Why do some people continue working against the dog and against common sense? Not so long ago, common sense still was dominating. Children were taught not to bother the dog while eating or resting. People were taught that dogs need to run free some times and be with other dogs. Of course, I understand that we shouldn't compromise the safety, but many dogs are condemned to be all their lives on a leash or muzzled because they started reacting out of frustration but with no intention to do any harm.

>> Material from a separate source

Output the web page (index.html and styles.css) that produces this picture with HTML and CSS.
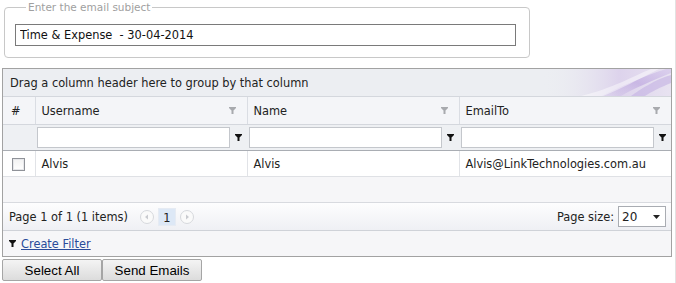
FILE: index.html
```html
<!DOCTYPE html>
<html lang="en">

<head>
    <meta charset="UTF-8">
    <title>Send Emails</title>
    <link rel="stylesheet" href="styles.css">
</head>

<body>
    <fieldset class="subject">
        <legend>Enter the email subject</legend>
        <input class="subject-input" type="text" value="Time &amp; Expense  - 30-04-2014">
    </fieldset>

    <div class="grid">
        <div class="group-panel">
            <span>Drag a column header here to group by that column</span>
            <svg class="swoosh" width="130" height="27" viewBox="0 0 130 27">
                <defs>
                    <linearGradient id="sw1" x1="0" y1="0" x2="1" y2="0">
                        <stop offset="0" stop-color="#eceef2" stop-opacity="0" />
                        <stop offset="0.6" stop-color="#ddd3ec" />
                        <stop offset="1" stop-color="#e8e3f1" />
                    </linearGradient>
                    <linearGradient id="sw2" x1="0" y1="1" x2="1" y2="0">
                        <stop offset="0" stop-color="#c8b6e4" stop-opacity="0.2" />
                        <stop offset="0.5" stop-color="#bfa9e0" />
                        <stop offset="1" stop-color="#d6c9ec" />
                    </linearGradient>
                </defs>
                <rect width="130" height="27" fill="url(#sw1)" />
                <path d="M60 27 C80 18 100 8 125 0 L130 0 L130 4 C110 12 92 20 80 27 Z" fill="url(#sw2)" opacity="0.7" />
                <path d="M90 27 C100 20 115 10 130 6 L130 14 C120 18 110 23 104 27 Z" fill="#c3b0e2" opacity="0.6" />
                <path d="M40 27 C70 20 95 6 110 0 L118 0 C98 10 80 20 62 27 Z" fill="#ffffff" opacity="0.45" />
            </svg>
        </div>

        <table class="table">
            <colgroup>
                <col class="col-num">
                <col class="col-wide">
                <col class="col-wide">
                <col>
            </colgroup>
            <thead>
                <tr class="header-row">
                    <th>#</th>
                    <th><span class="th-inner">Username <svg class="funnel light" width="7" height="8" viewBox="0 0 7 8"><path d="M0 0H7V1L4.5 3.5V7H2.5V3.5L0 1Z" /></svg></span></th>
                    <th><span class="th-inner">Name <svg class="funnel light" width="7" height="8" viewBox="0 0 7 8"><path d="M0 0H7V1L4.5 3.5V7H2.5V3.5L0 1Z" /></svg></span></th>
                    <th><span class="th-inner">EmailTo <svg class="funnel light" width="7" height="8" viewBox="0 0 7 8"><path d="M0 0H7V1L4.5 3.5V7H2.5V3.5L0 1Z" /></svg></span></th>
                </tr>
                <tr class="filter-row">
                    <td></td>
                    <td><div class="filter-cell"><input type="text"><svg class="funnel" width="7" height="8" viewBox="0 0 7 8"><path d="M0 0H7V1L4.5 3.5V7H2.5V3.5L0 1Z" /></svg></div></td>
                    <td><div class="filter-cell"><input type="text"><svg class="funnel" width="7" height="8" viewBox="0 0 7 8"><path d="M0 0H7V1L4.5 3.5V7H2.5V3.5L0 1Z" /></svg></div></td>
                    <td><div class="filter-cell"><input type="text"><svg class="funnel" width="7" height="8" viewBox="0 0 7 8"><path d="M0 0H7V1L4.5 3.5V7H2.5V3.5L0 1Z" /></svg></div></td>
                </tr>
            </thead>
            <tbody>
                <tr class="data-row">
                    <td class="check-cell"><span class="checkbox"></span></td>
                    <td>Alvis</td>
                    <td>Alvis</td>
                    <td>Alvis@LinkTechnologies.com.au</td>
                </tr>
            </tbody>
        </table>

        <div class="empty-area"></div>

        <div class="pager">
            <div class="pager-info">
                <span>Page 1 of 1 (1 items)</span>
                <span class="pager-btn">
                    <svg width="14" height="14" viewBox="0 0 14 14"><circle cx="7" cy="7" r="6.5" fill="#fafafa" stroke="#d6d8dc" /><path d="M8 4.5V9.5L5 7Z" fill="#c9cbd0" /></svg>
                </span>
                <span class="page-num">1</span>
                <span class="pager-btn">
                    <svg width="14" height="14" viewBox="0 0 14 14"><circle cx="7" cy="7" r="6.5" fill="#fafafa" stroke="#d6d8dc" /><path d="M6 4.5V9.5L9 7Z" fill="#c9cbd0" /></svg>
                </span>
            </div>
            <div class="page-size">
                <span>Page size:</span>
                <div class="combo">
                    <span>20</span>
                    <svg width="7" height="4" viewBox="0 0 7 4"><path d="M0 0H7L3.5 4Z" fill="#222" /></svg>
                </div>
            </div>
        </div>

        <div class="command-bar">
            <svg class="funnel" width="7" height="8" viewBox="0 0 7 8"><path d="M0 0H7V1L4.5 3.5V7H2.5V3.5L0 1Z" /></svg>
            <a href="#" class="create-filter">Create Filter</a>
        </div>
    </div>

    <div class="actions">
        <button class="btn">Select All</button>
        <button class="btn">Send Emails</button>
    </div>
</body>

</html>
```

FILE: styles.css
```css
body {
    margin: 0;
    width: 676px;
    height: 283px;
    font-family: "DejaVu Sans", Verdana, sans-serif;
    font-size: 11.4px;
    color: #222;
    background: #fff;
    overflow: hidden;
    border-right: 1px solid #e2e2e2;
    box-sizing: border-box;
}
.subject {
    margin: 0 0 0 4px;
    width: 526px;
    height: 58px;
    box-sizing: border-box;
    padding: 10px 0 0 10px;
    border: 1px solid #c8c8c8;
    border-radius: 4px;
}
.subject legend {
    margin-left: 11px;
    padding: 0 2px;
    color: #a0a0a0;
    font-size: 10.5px;
    line-height: 14px;
}
.subject-input {
    width: 501px;
    height: 22px;
    box-sizing: border-box;
    margin: 0;
    padding: 0 4px;
    border: 1px solid #7a7a7a;
    font-family: "DejaVu Sans", Verdana, sans-serif;
    font-size: 11.4px;
    color: #111;
    outline: none;
}
.grid {
    margin: 10px 3px 0 2px;
    border: 1px solid #a2a2a2;
    background: #fff;
}
.group-panel {
    position: relative;
    height: 27px;
    display: flex;
    align-items: center;
    padding-left: 7px;
    background: #eceef2;
    border-bottom: 1px solid #d4d7dd;
    overflow: hidden;
}
.group-panel span {
    position: relative;
    z-index: 1;
}
.swoosh {
    position: absolute;
    right: 0;
    top: 0;
}
.table {
    width: 100%;
    border-collapse: collapse;
    table-layout: fixed;
}
.col-num {
    width: 32px;
}
.col-wide {
    width: 212px;
}
.header-row th {
    height: 27px;
    padding: 0 11px 0 6px;
    font-weight: normal;
    text-align: left;
    background: #f4f5f8;
    border-left: 1px solid #dadde3;
    border-bottom: 1px solid #d4d7dd;
}
.header-row th:first-child {
    border-left: none;
    padding-left: 8px;
}
.th-inner {
    display: flex;
    justify-content: space-between;
    align-items: center;
}
.funnel {
    fill: #111;
    flex: none;
}
.funnel.light {
    fill: #a8aaae;
}
.filter-row td {
    height: 25px;
    padding: 0;
    background: #eef0f3;
    border-bottom: 1px solid #a9adb3;
}
.filter-cell {
    display: flex;
    align-items: center;
    padding: 0 5px 0 2px;
    gap: 5px;
}
.filter-cell input {
    flex: 1;
    min-width: 0;
    height: 21px;
    box-sizing: border-box;
    margin: 0;
    border: 1px solid #c4c7cc;
    background: #fff;
    outline: none;
}
.data-row td {
    height: 25px;
    padding: 0 6px;
    border-left: 1px solid #e1e3e7;
    border-bottom: 1px solid #dfe1e5;
    background: #fff;
}
.data-row td:first-child {
    border-left: none;
}
.check-cell {
    text-align: center;
}
.checkbox {
    display: inline-block;
    width: 11px;
    height: 11px;
    border: 1px solid #8f9298;
    background: linear-gradient(#f2f2f2, #ffffff);
    box-shadow: inset 0 0 0 1px #e6e7ea;
    vertical-align: middle;
}
.empty-area {
    height: 25px;
    background: #f6f6f8;
    border-bottom: 1px solid #d8dadf;
}
.pager {
    height: 27px;
    display: flex;
    align-items: center;
    justify-content: space-between;
    padding: 0 5px 0 6px;
    background: linear-gradient(#fdfdfe, #eff0f4);
    border-bottom: 1px solid #cfd2d8;
}
.pager-info {
    display: flex;
    align-items: center;
    gap: 4px;
}
.pager-info > span:first-child {
    margin-right: 8px;
}
.pager-btn {
    display: flex;
}
.page-num {
    display: inline-block;
    width: 18px;
    height: 18px;
    line-height: 18px;
    text-align: center;
    background: #dde8f6;
    border: 1px solid #e6ebf3;
    box-sizing: border-box;
}
.page-size {
    display: flex;
    align-items: center;
    gap: 4px;
}
.combo {
    width: 48px;
    height: 21px;
    box-sizing: border-box;
    display: flex;
    align-items: center;
    justify-content: space-between;
    padding: 0 5px 0 3px;
    border: 1px solid #a9acb2;
    background: #fff;
    font-size: 12px;
}
.command-bar {
    height: 25px;
    display: flex;
    align-items: center;
    gap: 5px;
    padding-left: 6px;
    background: #f6f6f8;
}
.create-filter {
    color: #2a4b9a;
}
.actions {
    display: flex;
    padding: 2px 0 0 2px;
}
.btn {
    width: 100px;
    height: 22px;
    margin: 0;
    padding: 0;
    font-family: "Liberation Sans", Arial, sans-serif;
    font-size: 13.33px;
    color: #000;
    border: 1px solid #a5a5a5;
    border-radius: 2px;
    background: linear-gradient(#f4f4f4, #dcdcdc);
}
```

My grandfather lived in a tiny village in the countryside, where I still go during my summer vacations to be away from the city. Here you can witness what I am talking about. The local people have this calmness that nature brings to their lives. These people have several dogs, of all types, and they roam free almost all day long. You can see some of the locals going with their dogs to work in the fields or taking care of the cattle. These dogs don't wear a collar or a leash, and clearly, they don't have to walk heel, but they walk and run at their own pace. They are not afraid of other dogs and have a harmonious coexistence. When they are not roaming the street near the restaurant and the shop to see if they find any leftover, they are just sleeping on the sidewalk, frequently in groups. They go home to eat and sleep and occasionally check on their humans or follow them when they move around the village. But nobody gives them orders.


Interestingly, these dogs don't have the modern problems that our pet dogs have, like separation anxiety, reactivity, aggressiveness, resource-guarding, too high stress... And definitely, they are not afraid of strangers, but just cautious. Yes, they might not get a lot of money for veterinary care, but they seem emotionally fulfilled dogs in most cases.

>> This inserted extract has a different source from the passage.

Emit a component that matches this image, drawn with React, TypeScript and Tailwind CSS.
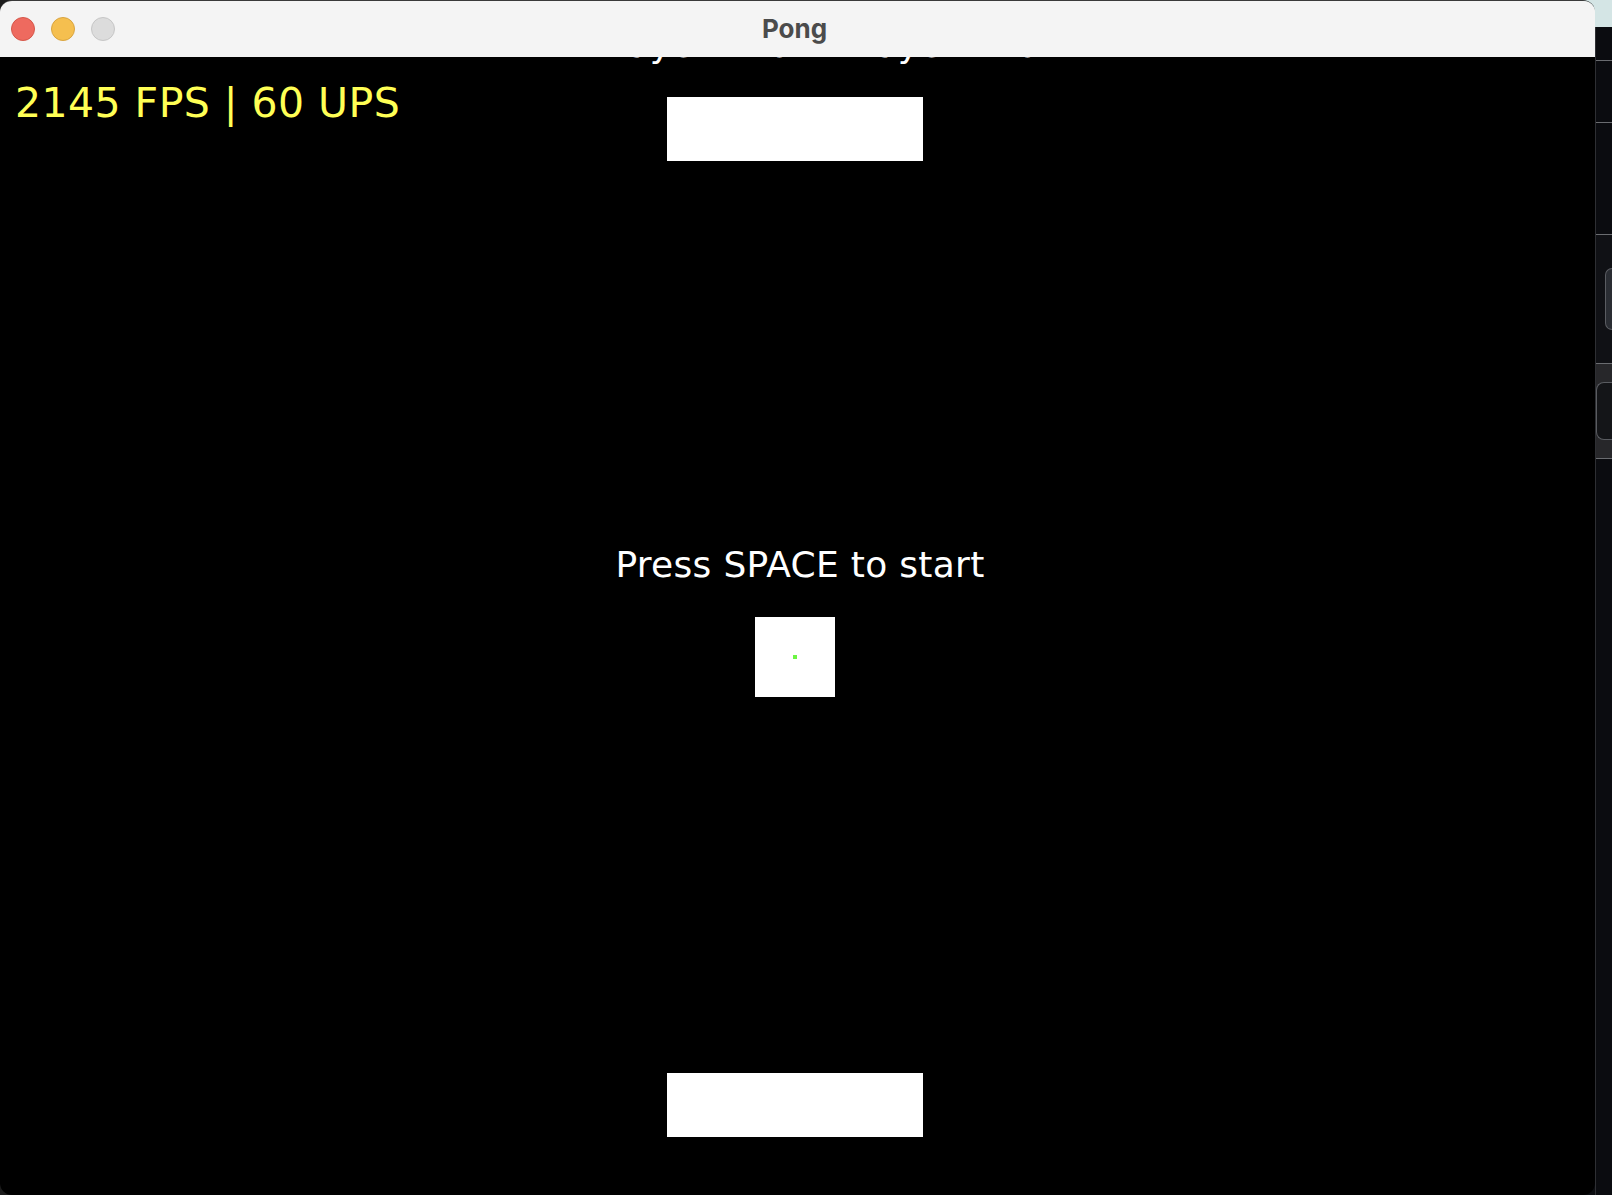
import React from "react";

function TitleBar() {
  return (
    <div className="h-[56px] shrink-0 bg-[#f4f4f4] grid grid-cols-[1fr_auto_1fr] items-center">
      {/* traffic lights */}
      <div className="flex items-center gap-4 pl-[11px]">
        <span className="w-6 h-6 rounded-full bg-[#ee6a5f] border border-[#d5574a]" />
        <span className="w-6 h-6 rounded-full bg-[#f5bf4f] border border-[#d9a440]" />
        <span className="w-6 h-6 rounded-full bg-[#dcdcdc] border border-[#c6c6c6]" />
      </div>
      <div className="mr-[6px] font-['Inter',sans-serif] font-bold text-[26px] leading-[26px] text-[#4b4b4b]">
        Pong
      </div>
      <div />
    </div>
  );
}

function GameCanvas() {
  return (
    <div className="relative flex-1 bg-black overflow-hidden flex flex-col items-center font-['DejaVu_Sans',sans-serif]">
      {/* score line, mostly hidden under the title bar */}
      <div className="self-start ml-[595px] -mt-[30px] h-[36px] flex gap-[52px] text-[36px] leading-[36px] tracking-[0.3px] text-white whitespace-pre">
        <span>Player 1: 0</span>
        <span>Player 2: 0</span>
      </div>

      {/* top paddle */}
      <div className="mt-[34px] mr-[5px] w-[256px] h-[64px] bg-white" />

      <div className="mt-[386px] ml-[5px] h-[36px] text-[36px] leading-[36px] tracking-[0.3px] text-white whitespace-nowrap">
        Press SPACE to start
      </div>

      {/* ball */}
      <div className="mt-[34px] mr-[5px] w-[80px] h-[80px] bg-white flex items-center justify-center">
        <span className="w-1 h-1 bg-[#6cf542]" />
      </div>

      {/* bottom paddle */}
      <div className="mt-[376px] mr-[5px] w-[256px] h-[64px] bg-white" />

      {/* fps overlay */}
      <div className="absolute left-[15px] top-[26px] text-[41px] leading-[41px] tracking-[0.45px] text-[#ffff55] whitespace-pre">
        2145 FPS | 60 UPS
      </div>
    </div>
  );
}

function SideStrip() {
  return (
    <div className="flex-1 flex flex-col">
      <div className="h-[27px] bg-[#d4e5e5]" />
      <div className="flex-1 flex flex-col border-l border-[#2e2f33] bg-[#0b0c10]">
        <div className="h-[33px]" />
        <div className="h-px bg-[#6a6c70]" />
        <div className="h-[61px]" />
        <div className="h-px bg-[#6a6c70]" />
        <div className="h-[111px]" />
        <div className="h-px bg-[#6a6c70]" />
        <div className="h-[128px] flex flex-col justify-center pl-[9px] bg-[#101115]">
          <div className="h-[62px] rounded-l-[8px] border border-r-0 border-[#5a5c61] bg-[#2a2d33]" />
        </div>
        <div className="h-px bg-[#6a6c70]" />
        <div className="h-[94px] bg-[#27272a] flex flex-col justify-center">
          <div className="h-[58px] rounded-l-[8px] border border-r-0 border-[#5a5c61] bg-[#141518]" />
        </div>
        <div className="h-px bg-[#6a6c70]" />
        <div className="flex-1" />
      </div>
    </div>
  );
}

export default function App() {
  return (
    <div className="w-[1612px] h-[1195px] flex overflow-hidden bg-[linear-gradient(to_right,#1c1c1c_800px,transparent_800px),linear-gradient(to_bottom,#d4e5e5_27px,#0b0c10_27px)]">
      <div className="w-[1595px] h-full shrink-0 flex flex-col rounded-[12px] overflow-hidden border-t border-[#3a3a3a]">
        <TitleBar />
        <GameCanvas />
      </div>
      <SideStrip />
    </div>
  );
}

I agree that everything is more complicated in the city, and life is hectic, but there are always ways and means of doing things easier for them less restrictive and more in tune with their natural needs. By merely putting effort into taking them into account and understand what they try to communicate to us, instead of obsessing with manners, commands and obedience, we would be taking a big burden off them... Because it is not just about offering our dog a life, but a life worth living.